Tesla has a chance of making money. In the far future. When it has a product. And assuming it can beat its competition, who will be much bigger, stronger, and more experienced than Tesla.
But the chance is small. Mighty small. Pretty near zero. You can count on that.
Tesla has bought enough of the bodies from Lotus to meet their projected demand until the Model S and the eventual Roadster Plus make it to market. Of course, in the likely event that their projections are over or under they’ll have problems.
They definitely have a troubled period ahead of them.. it’ll be interesting to see if they pull through.
Martin Eberhard needs to be careful. He’s one of the inventors on the Tesla battery pack patent applications. Ridiculous though they are.
Step 1 – Take money and pile in driveway.
Step 2- Apply lighter fluid and lighted match.
Step 3 – Profit!
Only the most r-tarded of r-tards thinks Tesla will EVER (EVER) make money.
No current product that makes money. No future product in the pipeline that could possibly survive in a competitive environment. No technical or strategic advantage. Why is this a good investment for the taxpayer (or anyone else)?
Really simple. If you can’t make money after 5 years of being pathetically well-capitalized, you don’t have a viable product AND your management sucks.
Yeah, I know. GM will never go BK either. Nor, post-BK will they be sold to the Chinese for pennies on the dollar. Yeah, I’m crazy.
The Roadster is profitable for Tesla — at least, counting carbon credits. Probably profitable after, but nowhere near the volume they need to survive.
It seems a little early to call “no future product in the pipeline that could possibly survive in a competitive environment”. There are no pure BEVs on the market with significantly more range than 100 miles. Forthcoming EVs from Audi (e-tron) and MB (SLS) have disappointingly short ranges, though those specifications are likely in significant flux.
The Tesla Roadster lithium pack (120 wh/kg) is substantially higher specific energy than the liquid-heated/cooled Volt (90 wh/kg) or the air-cooled Leaf (80 wh/kg). Tesla claims to have batteries for the Model S that are 50% higher density. Density is critical for range and power, areas that most EVs fall short in.
Plus, Tesla has a significant advantage in actually SHIPPING product. Nissan Leaf is coming out soon, and in significantly higher volume.. so maybe the first mover advantage will fall away in time. But for now, noone else has the experience Tesla has. Toyota has all the experience earned from the first NiMH RAV4 EV program, and they still turned to Tesla to develop new RAV4 EVs.

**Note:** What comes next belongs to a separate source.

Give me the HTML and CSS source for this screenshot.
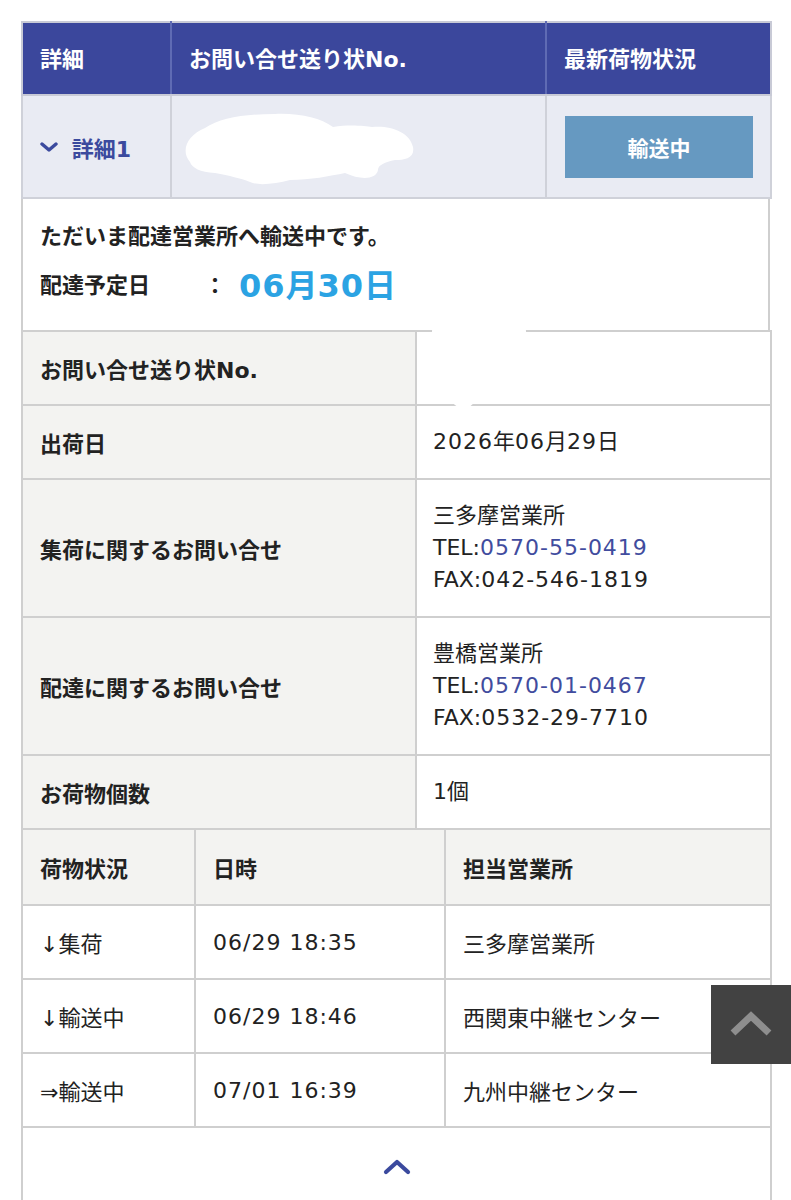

None of this makes Tesla stock a good buy, or highly likely to succeed — but I find it slightly incredulous to claim that Tesla or the Model S has no competitive advantage.
Amazon didn’t turn a profit for seven years. Will Tesla follow the typical EV manufacturer trajectory of funding -> bombast -> fail to ship -> more funding -> more bombast -> bankruptcy, or Amazon’s? We’ll see.

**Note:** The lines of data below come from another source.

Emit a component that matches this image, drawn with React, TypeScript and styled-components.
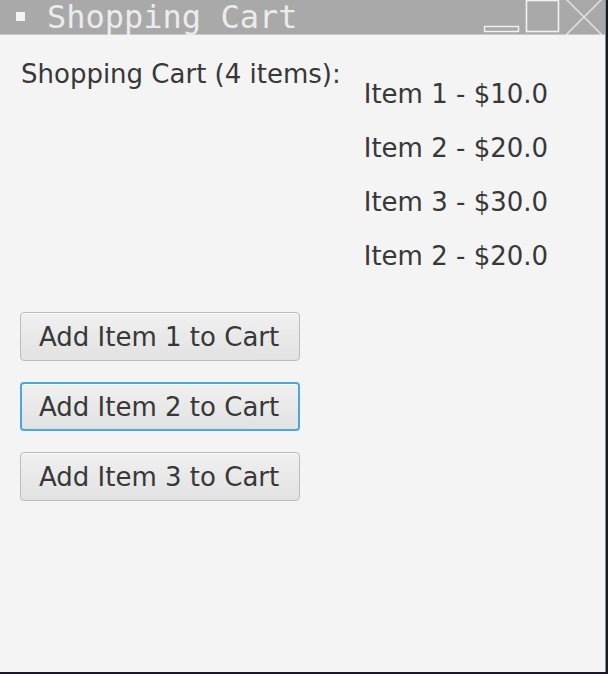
import React from "react";
import styled, { createGlobalStyle } from "styled-components";

const Global = createGlobalStyle`
  html, body { margin: 0; padding: 0; background: #151a26; }
  body { width: 608px; height: 674px; overflow: hidden; }
`;

const Frame = styled.div`
  width: 605px;
  height: 672px;
  border-right: 1px solid #8c8c8c;
  background: #f4f4f4;
  display: flex;
  flex-direction: column;
  box-sizing: content-box;
`;

const TitleBar = styled.div`
  height: 35px;
  background: #a9a9a9;
  border-bottom: 1px solid #c9c9c9;
  display: flex;
  align-items: center;
  box-sizing: border-box;
`;

const TitleIcon = styled.div`
  flex-shrink: 0;
  width: 9px;
  height: 9px;
  background: #f4f4f4;
  margin: 0 22px 2px 16px;
`;

const TitleText = styled.div`
  flex: 1;
  font-family: "DejaVu Sans Mono", monospace;
  font-size: 32px;
  color: #ececec;
  line-height: 1;
  white-space: nowrap;
  margin-top: -1px;
`;

const Controls = styled.svg`
  flex-shrink: 0;
  align-self: flex-start;
  display: block;
`;

const Content = styled.div`
  flex: 1;
  padding: 20px 20px;
  display: flex;
  flex-direction: column;
  font-family: "DejaVu Sans", sans-serif;
  font-size: 26px;
  color: #383838;
`;

const TopRow = styled.div`
  display: flex;
  align-items: flex-start;
`;

const CartLabel = styled.div`
  margin-left: 1px;
  line-height: 38px;
  white-space: nowrap;
`;

const ItemList = styled.ul`
  list-style: none;
  margin: 21px 0 0 23px;
  padding: 0;
  display: flex;
  flex-direction: column;
`;

const ItemRow = styled.li`
  height: 54px;
  line-height: 36px;
  white-space: nowrap;
`;

const ButtonColumn = styled.div`
  display: flex;
  flex-direction: column;
  gap: 21px;
  margin-top: 20px;
`;

const CartButton = styled.button<{ $focused?: boolean }>`
  width: 280px;
  height: 49px;
  box-sizing: border-box;
  border-radius: 4px;
  border: ${(p) => (p.$focused ? "2px solid #4ba8dd" : "1px solid #bcbcbc")};
  background: linear-gradient(#f0f0f0, #e2e2e2);
  box-shadow: inset 0 1px 0 #fafafa;
  font-family: "DejaVu Sans", sans-serif;
  font-size: 26px;
  color: #383838;
  text-align: left;
  padding: 0 0 0 ${(p) => (p.$focused ? "17px" : "18px")};
  cursor: pointer;
`;

const items = [
  "Item 1 - $10.0",
  "Item 2 - $20.0",
  "Item 3 - $30.0",
  "Item 2 - $20.0",
];

export default function App() {
  return (
    <>
      <Global />
      <Frame>
        <TitleBar>
          <TitleIcon />
          <TitleText>Shopping Cart</TitleText>
          <Controls width="124" height="35" viewBox="0 0 124 35">
            <rect x="3.5" y="26.5" width="34" height="5" fill="none" stroke="#f2f2f2" strokeWidth="1.4" />
            <rect x="45.5" y="0.5" width="32" height="31" fill="none" stroke="#f2f2f2" strokeWidth="1.6" />
            <path d="M85 -1 L121 35 M121 -1 L85 35" stroke="#e6e6e6" strokeWidth="1.4" />
          </Controls>
        </TitleBar>
        <Content>
          <TopRow>
            <CartLabel>Shopping Cart (4 items):</CartLabel>
            <ItemList>
              {items.map((it, i) => (
                <ItemRow key={i}>{it}</ItemRow>
              ))}
            </ItemList>
          </TopRow>
          <ButtonColumn>
            <CartButton>Add Item 1 to Cart</CartButton>
            <CartButton $focused>Add Item 2 to Cart</CartButton>
            <CartButton>Add Item 3 to Cart</CartButton>
          </ButtonColumn>
        </Content>
      </Frame>
    </>
  );
}
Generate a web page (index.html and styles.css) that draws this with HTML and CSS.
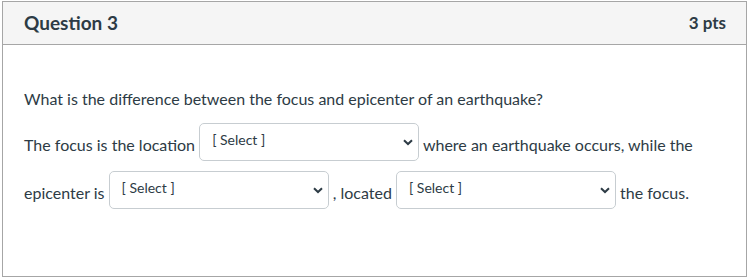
FILE: index.html
```html
<!DOCTYPE html>
<html lang="en">
<head>
    <meta charset="UTF-8">
    <meta name="viewport" content="width=device-width, initial-scale=1.0">
    <title>Question 3</title>
    <link rel="stylesheet" href="styles.css">
</head>
<body>

<div class="question">
    <div class="question-header">
        <span class="question-name">Question 3</span>
        <span class="question-points">3 pts</span>
    </div>

    <div class="question-body">
        <p class="question-prompt">What is the difference between the focus and epicenter of an earthquake?</p>
        <p class="question-blanks">
            The focus is the location
            <span class="dropdown">
                <select>
                    <option>[ Select ]</option>
                </select>
                <svg class="chevron" width="10" height="7" viewBox="0 0 10 7"><path d="M1 1.2 L5 5 L9 1.2" fill="none" stroke="#2d3b45" stroke-width="2"/></svg>
            </span>
            where an earthquake occurs, while the epicenter is
            <span class="dropdown">
                <select>
                    <option>[ Select ]</option>
                </select>
                <svg class="chevron" width="10" height="7" viewBox="0 0 10 7"><path d="M1 1.2 L5 5 L9 1.2" fill="none" stroke="#2d3b45" stroke-width="2"/></svg>
            </span>
            , located
            <span class="dropdown">
                <select>
                    <option>[ Select ]</option>
                </select>
                <svg class="chevron" width="10" height="7" viewBox="0 0 10 7"><path d="M1 1.2 L5 5 L9 1.2" fill="none" stroke="#2d3b45" stroke-width="2"/></svg>
            </span>
            the focus.
        </p>
    </div>
</div>

</body>
</html>
```

FILE: styles.css
```css
body {
    font-family: Lato, "Liberation Sans", sans-serif;
    color: #2d3b45;
    background-color: #ffffff;
    margin: 0;
    padding: 0;
}
.question {
    margin: 1px 3px 0 2px;
    height: 274px;
    border: 1px solid #a6a6a6;
}
.question-header {
    display: flex;
    justify-content: space-between;
    align-items: center;
    height: 40px;
    padding: 0 20px 2px 21px;
    background-color: #f5f5f5;
    border-bottom: 1px solid #a6a6a6;
    font-weight: bold;
}
.question-name {
    font-size: 19px;
}
.question-points {
    font-size: 17px;
}
.question-body {
    padding: 44px 20px 0 21px;
    font-size: 16px;
}
.question-prompt {
    margin: 0;
    line-height: 20px;
}
.question-blanks {
    margin: 12px 0 0;
    line-height: 48px;
}
.dropdown {
    position: relative;
    display: inline-block;
    overflow: hidden;
    vertical-align: -10px;
    line-height: normal;
}
.dropdown select {
    display: block;
    width: 220px;
    height: 38px;
    padding: 0 30px 5px 12px;
    border: 1px solid #c7cdd1;
    border-radius: 5px;
    background-color: #ffffff;
    color: #2d3b45;
    font-family: Lato, "Liberation Sans", sans-serif;
    font-size: 14px;
    appearance: none;
    -webkit-appearance: none;
}
.chevron {
    position: absolute;
    right: 6px;
    top: 16px;
    pointer-events: none;
}
```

Good comments, protomech. But Tesla does not have experience building an electric car. Lotus does. Lotus built the car. Tesla had others build the motors and the batteries. (Both are largely off-the-shelf, standard designs.) Tesla has almost no technology of its own.
Remember the business plan that Tesla had? Their big idea had nothing to do with technology. It was instead to start at the top of the market, with an expensive niche car, and then use the profits and experience from that to work down to a more mainstream, mass-market car.
You can still see the vestiges of that business plan in the Model S. But it’s pretty hard to say that they have been at all successful to date. Let alone in the future.
Tesla follows the pattern of Elon Musk’s style of entrepreneurship. He did it at Zip2, at Paypal, and now at Tesla. That is, forget about anybody else. It’s all about me. He’s a parasite on society, not a contributor to it.
Protomech,
Please link a P&L for Tesla that shows a net profit. Add it all up and they burn cash like the Treasury incinerating worn-out notes.
They were in the hole since day one, and remain there to this very second.
Daanii2 has done the basic analysis – mostly shelf-tech, and no knowledge whatsoever of how to construct the car to stick the Tesla drive train into.
Hopes and dreams for Unicornfart cars are warm, fuzzy, and adorable, but a bit short on deliverables. The Volt will never sell in volume, nor be a profit center by virtue of its complete lack of market competitiveness vis-a-vis what is already known to be out there.
Were future Teslas somehow to miraculously deliver on stated goals, they still would be less market-worthy than a Volt. Ergo, any Tesla will fail.
I’ve seen more Lamborghini Jalpas/Muiras/Silhouettes/Countaches on the road than Teslas.
@Daanii2:
Lotus assembles the chassis, dash, body panels, and interior based on Tesla’s designs. Tesla installs the borg-warner gearbox, and assembles and installs the battery pack, motor, and controller .. in short, they design, assemble and install virtually all the parts of the car that make it an electric car.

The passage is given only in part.